Outro mago impressionante é o amado percussionista Naná Vasconcelos. Naná viveu durante muitos anos fora do Brasil, tocou com grandes nomes internacionais. Hoje mora em Olinda, comanda a abertura do carnaval de Recife, entre muitas outras coisas. Naná é envolvido com as nações de maracatu, coisa séria e profunda. Tem vários álbuns gravados e o dom de hipnotizar a platéia e fazê-la cantar sons da natureza. Uma coisa de louco, uma epifania coletiva. Certa feita, num ensaio, ele começou a olhar pro teto e perguntar: “hã?” Todo mundo fez silêncio e ele continuava, “hã? O que? Ah, o suingue? Calma, já tá chegando!” e caiu na gargalhada! E ainda sabe cozinhar esse Naná! Ora, ora, Deus às vezes não é justo!

Mas creio que o primeiro a quem assisti ao vivo foi Egberto Gismonti, que lançou álbuns antológicos pela lendária gravadora ECM. No show, anos 80, ele trazia a novidade de um sintetizador no palco, o tal do OBXA. Tudo parecia vir de outro planeta. Recomendo um álbum em especial, onde ele toca apenas violão, se não me engano, chamado Solo. Não, não, tem o Água e Vinho, ou melhor, um que se chama Palhaço, não, nada disso, fechem os olhos, escolham qualquer um, a viagem é certa.

Tive o privilégio de ver Raphael Rabello e seu sete cordas ao vivo, o que também era uma experiência à parte. O cara tinha um coração em cada mão e uma técnica absurda. E ainda uma característica muito interessante: adorava acompanhar eventualmente uma voz, coisa que não é comum entre vistuosos. Fã incondicional da diva Elizeth Cardoso, gravou com ela – quando ele já era uma grande estrela de seu instrumento -, um álbum vigoroso, apaixonado e não à toa intitulado Todo Sentimento. Ouça e se chorar, saiba que não foi o primeiro e nem será o último.

Tudo isso veio à tona em minha memória porque fui convidada para um “pequeno” sarau, onde Hamilton de Holanda e Yamandu Costa tocariam um arranjo especial de Noel Rosa, para um pequeno grupo de pessoas amigas.

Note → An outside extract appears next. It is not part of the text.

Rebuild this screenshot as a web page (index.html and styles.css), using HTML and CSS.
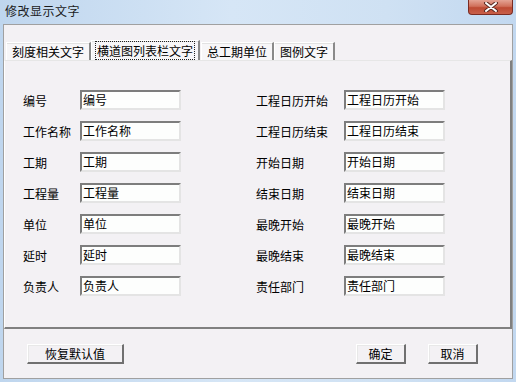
FILE: index.html
```html
<!DOCTYPE html>
<html lang="zh-CN">
<head>
    <meta charset="UTF-8">
    <title>修改显示文字</title>
    <link rel="stylesheet" href="styles.css">
</head>
<body>
    <div class="window">
        <!-- Barra de título -->
        <div class="titlebar">
            <span class="title">修改显示文字</span>
            <div class="close-btn">
                <svg width="16" height="10" viewBox="0 0 16 10">
                    <path d="M3 1 L13 9 M13 1 L3 9" stroke="#5a2a22" stroke-width="4" stroke-linecap="round"/>
                    <path d="M3 1 L13 9 M13 1 L3 9" stroke="#ffffff" stroke-width="2" stroke-linecap="round"/>
                </svg>
            </div>
        </div>

        <div class="client">
            <div class="tabs">
                <div class="tab">刻度相关文字</div>
                <div class="tab active"><span class="focus">横道图列表栏文字</span></div>
                <div class="tab">总工期单位</div>
                <div class="tab">图例文字</div>
            </div>

            <div class="panel">
                <div class="form-col left-col">
                    <label>编号</label><div class="field">编号</div>
                    <label>工作名称</label><div class="field">工作名称</div>
                    <label>工期</label><div class="field">工期</div>
                    <label>工程量</label><div class="field">工程量</div>
                    <label>单位</label><div class="field">单位</div>
                    <label>延时</label><div class="field">延时</div>
                    <label>负责人</label><div class="field">负责人</div>
                </div>
                <div class="form-col right-col">
                    <label>工程日历开始</label><div class="field">工程日历开始</div>
                    <label>工程日历结束</label><div class="field">工程日历结束</div>
                    <label>开始日期</label><div class="field">开始日期</div>
                    <label>结束日期</label><div class="field">结束日期</div>
                    <label>最晚开始</label><div class="field">最晚开始</div>
                    <label>最晚结束</label><div class="field">最晚结束</div>
                    <label>责任部门</label><div class="field">责任部门</div>
                </div>
            </div>

            <div class="footer">
                <button class="btn btn-wide">恢复默认值</button>
                <div class="spacer"></div>
                <button class="btn">确定</button>
                <button class="btn">取消</button>
            </div>
        </div>
    </div>
</body>
</html>
```

FILE: styles.css
```css
/* Janela */
body {
    margin: 0;
    font-family: "Noto Sans CJK SC", "Liberation Sans", sans-serif;
    font-size: 12px;
    color: #000;
    background-color: #c3d9ef;
}

.window {
    width: 516px;
    height: 382px;
    box-sizing: border-box;
    padding: 0 3px 3px 3px;
    background: linear-gradient(to right, #bfd6ee 0%, #d6e6f6 45%, #cfe1f3 75%, #c2d8f0 100%);
    display: flex;
    flex-direction: column;
}

.titlebar {
    height: 24px;
    position: relative;
    flex-shrink: 0;
}

.title {
    position: absolute;
    left: 2px;
    top: 3px;
    line-height: 16px;
    color: #1b1b1b;
    letter-spacing: 0.5px;
}

.close-btn {
    position: absolute;
    right: 0;
    top: 0;
    width: 45px;
    height: 15px;
    box-sizing: border-box;
    border: 1px solid #7a2b22;
    border-top: none;
    border-radius: 0 0 4px 4px;
    background: linear-gradient(to bottom, #e4a394 0%, #d0705b 45%, #bd4a33 55%, #c8604a 100%);
    display: flex;
    align-items: center;
    justify-content: center;
}

.client {
    flex: 1;
    background-color: #f3f1f4;
    border: 1px solid #a0a0a0;
    display: flex;
    flex-direction: column;
}

/* Abas */
.tabs {
    display: flex;
    align-items: flex-end;
    height: 35px;
    padding-left: 2px;
}

.tab {
    height: 17px;
    line-height: 17px;
    padding: 0 5px;
    background-color: #f7f6f8;
    border-top: 1px solid #ffffff;
    border-left: 1px solid #ffffff;
    border-right: 2px solid #8a8a8a;
    box-shadow: inset 0 1px 0 #e2e2e2;
    white-space: nowrap;
}

.tab.active {
    height: 19px;
    line-height: 19px;
    padding: 0 3px;
    margin-right: 1px;
}

.focus {
    border: 1px dotted #222;
    padding: 0 1px;
}

/* Painel */
.panel {
    height: 269px;
    margin: 0 0 0 0;
    box-sizing: border-box;
    border-top: 1px solid #e6e6e6;
    border-left: 1px solid #ffffff;
    border-right: 2px solid #808080;
    border-bottom: 2px solid #808080;
    display: flex;
    padding: 29px 0 0 18px;
}

.form-col {
    display: grid;
    grid-auto-rows: 20px;
    row-gap: 11px;
    align-items: center;
}

.left-col {
    grid-template-columns: 57px 101px;
}

.right-col {
    grid-template-columns: 88px 101px;
    margin-left: 75px;
}

label {
    white-space: nowrap;
}

.field {
    height: 20px;
    box-sizing: border-box;
    line-height: 16px;
    padding-left: 1px;
    background-color: #fdfefd;
    border-top: 2px solid #7d7d7d;
    border-left: 2px solid #7d7d7d;
    border-right: 2px solid #e4e4e4;
    border-bottom: 2px solid #e4e4e4;
}

/* Rodapé com botões */
.footer {
    flex: 1;
    display: flex;
    align-items: flex-start;
    padding: 15px 34px 0 23px;
}

.spacer {
    flex: 1;
}

.btn {
    width: 50px;
    height: 20px;
    padding: 0;
    font-family: inherit;
    font-size: 12px;
    color: #000;
    background-color: #f3f1f4;
    border-top: 1px solid #ffffff;
    border-left: 1px solid #ffffff;
    border-right: 2px solid #707070;
    border-bottom: 2px solid #707070;
    box-shadow: inset 0 1px 0 #e8e8e8, inset 1px 0 0 #e8e8e8;
    margin-left: 22px;
}

.btn-wide {
    width: 97px;
    margin-left: 0;
}
```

Pra falar de Hamilton e sua obra, que já é vasta, precisaria de um post só pra isso. Assim como Yamandu, esse gaúcho arretado, que já tem estrada e reconhecimento de sobra por aí. Mas os dois juntos causam uma terceira sensação que ficou marcada em quem esteve presente. Eles nos “enganaram”, dizendo, “vamos ensaiar primeiro”! Digo enganaram, porque tudo ali soa encontro, tudo parece certo, até os descaminhos e atalhos. Um olhar aqui, uma franzida de testa ali, uma risada que só eles entendem e lá vem a melodia de Noel, descendo a ladeira, pra subir de novo logo ali. E são desempenhos tão elevados, que tudo parece muito fácil. Parecia que, se eles parassem, a música prosseguiria. E de repente a rainha Alcione, que já tinha cantado e calado tudo que é passarinho, desvenda: “vocês parecem duas crianças!”. Bingo! Alegria de criança! É exatamente isso. O segredo desses dois caras ali, fazendo misérias… e sorrindo, como quem solta uma pipa, ou anda num carrinho de rolimã, cujo freio existe, mas ninguém aciona. Improvisar é meio isso. O freio improvável.

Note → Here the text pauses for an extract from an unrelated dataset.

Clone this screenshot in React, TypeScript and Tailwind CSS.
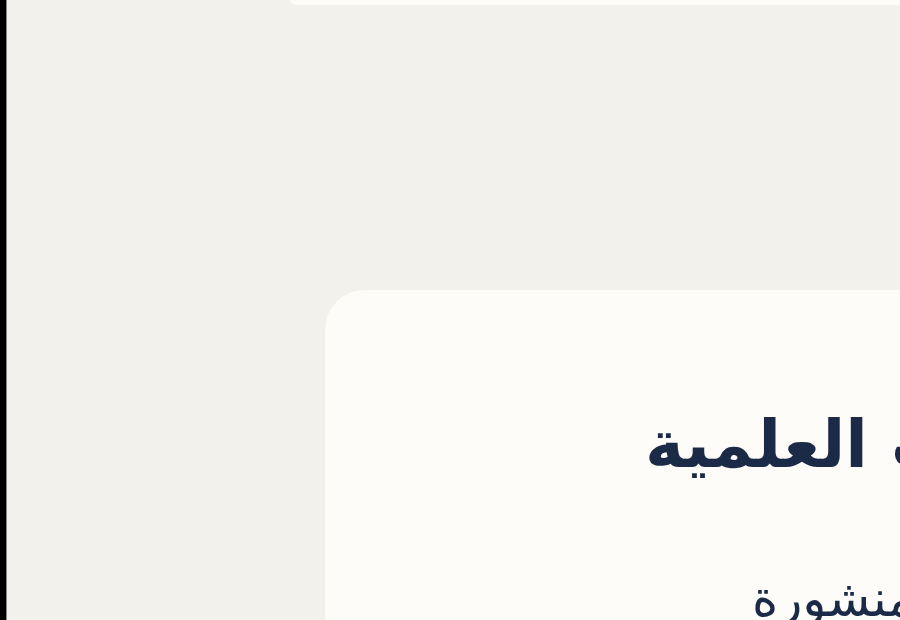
export default function App() {
  return (
    <div className="flex h-[620px] w-[900px] overflow-hidden bg-[#f3f1ec]">
      {/* left window edge */}
      <div className="w-[6px] shrink-0 bg-black" />
      <div className="w-px shrink-0 bg-[#8a8a8a]" />

      <div className="flex min-w-0 flex-1 flex-col">
        {/* bottom edge of the card above */}
        <div className="ml-[283px] h-[5px] shrink-0 rounded-bl-[24px] bg-[#fdfcf8]" />

        {/* publications card */}
        <div
          className="ml-[318px] mt-[285px] w-[1400px] shrink-0 flex-1 rounded-tl-[40px] bg-[#fdfcf8] pt-[122px]"
          style={{ fontFamily: '"DejaVu Sans", "Noto Sans", sans-serif' }}
        >
          <h2
            dir="rtl"
            className="whitespace-nowrap pl-[320px] text-left text-[66px] font-bold leading-none text-[#1b2a47]"
          >
            الأبحاث العلمية
          </h2>
          <p
            dir="rtl"
            className="mt-[96px] whitespace-nowrap pl-[427px] text-left text-[50px] leading-none text-[#1b2a47]"
          >
            أكثر من ٥٠ ورقة بحثية منشورة
          </p>
        </div>
      </div>
    </div>
  );
}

Tive o privilégio de gravar e viajar com Hamilton. Ele foi o único músico até hoje que olhava pra mim, no meio da canção, nós dois marejados de música, enquanto seus dedos não largavam das dez cordas de seu bandolim e sussurrava:” tá lindo!”.

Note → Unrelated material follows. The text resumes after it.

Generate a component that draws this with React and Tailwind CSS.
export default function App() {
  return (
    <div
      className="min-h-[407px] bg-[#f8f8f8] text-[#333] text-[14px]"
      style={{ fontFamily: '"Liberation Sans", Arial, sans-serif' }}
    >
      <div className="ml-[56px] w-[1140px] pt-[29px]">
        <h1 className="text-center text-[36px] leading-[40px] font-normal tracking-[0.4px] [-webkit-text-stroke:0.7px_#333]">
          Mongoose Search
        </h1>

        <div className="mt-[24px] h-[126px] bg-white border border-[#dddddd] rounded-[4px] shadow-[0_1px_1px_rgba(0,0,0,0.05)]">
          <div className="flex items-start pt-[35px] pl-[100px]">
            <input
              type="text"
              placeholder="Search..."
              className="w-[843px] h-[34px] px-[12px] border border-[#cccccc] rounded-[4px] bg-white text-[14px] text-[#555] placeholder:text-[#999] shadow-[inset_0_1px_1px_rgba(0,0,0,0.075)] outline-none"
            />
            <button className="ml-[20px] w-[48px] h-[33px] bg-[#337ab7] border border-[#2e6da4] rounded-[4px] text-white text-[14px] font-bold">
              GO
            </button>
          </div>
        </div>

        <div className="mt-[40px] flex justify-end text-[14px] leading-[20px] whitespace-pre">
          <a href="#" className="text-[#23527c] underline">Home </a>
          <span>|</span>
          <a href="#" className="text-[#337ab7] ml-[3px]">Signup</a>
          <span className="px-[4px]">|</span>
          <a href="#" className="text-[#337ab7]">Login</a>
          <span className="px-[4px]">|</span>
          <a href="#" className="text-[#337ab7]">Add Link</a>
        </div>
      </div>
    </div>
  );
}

Não posso deixar de pensar que a alegria emocionante do músico brasileiro, que se sente bem resolvido com sua profissão, sempre o vai diferenciar do resto do mundo. Não essa alegria tipo exportação surtada, mas a alegria que foi detectada faz tempo, por Oswald de Andrade. Aquela que não desgruda da gente quando desfrutamos da nossa mistura e quando estamos sendo nós mesmos.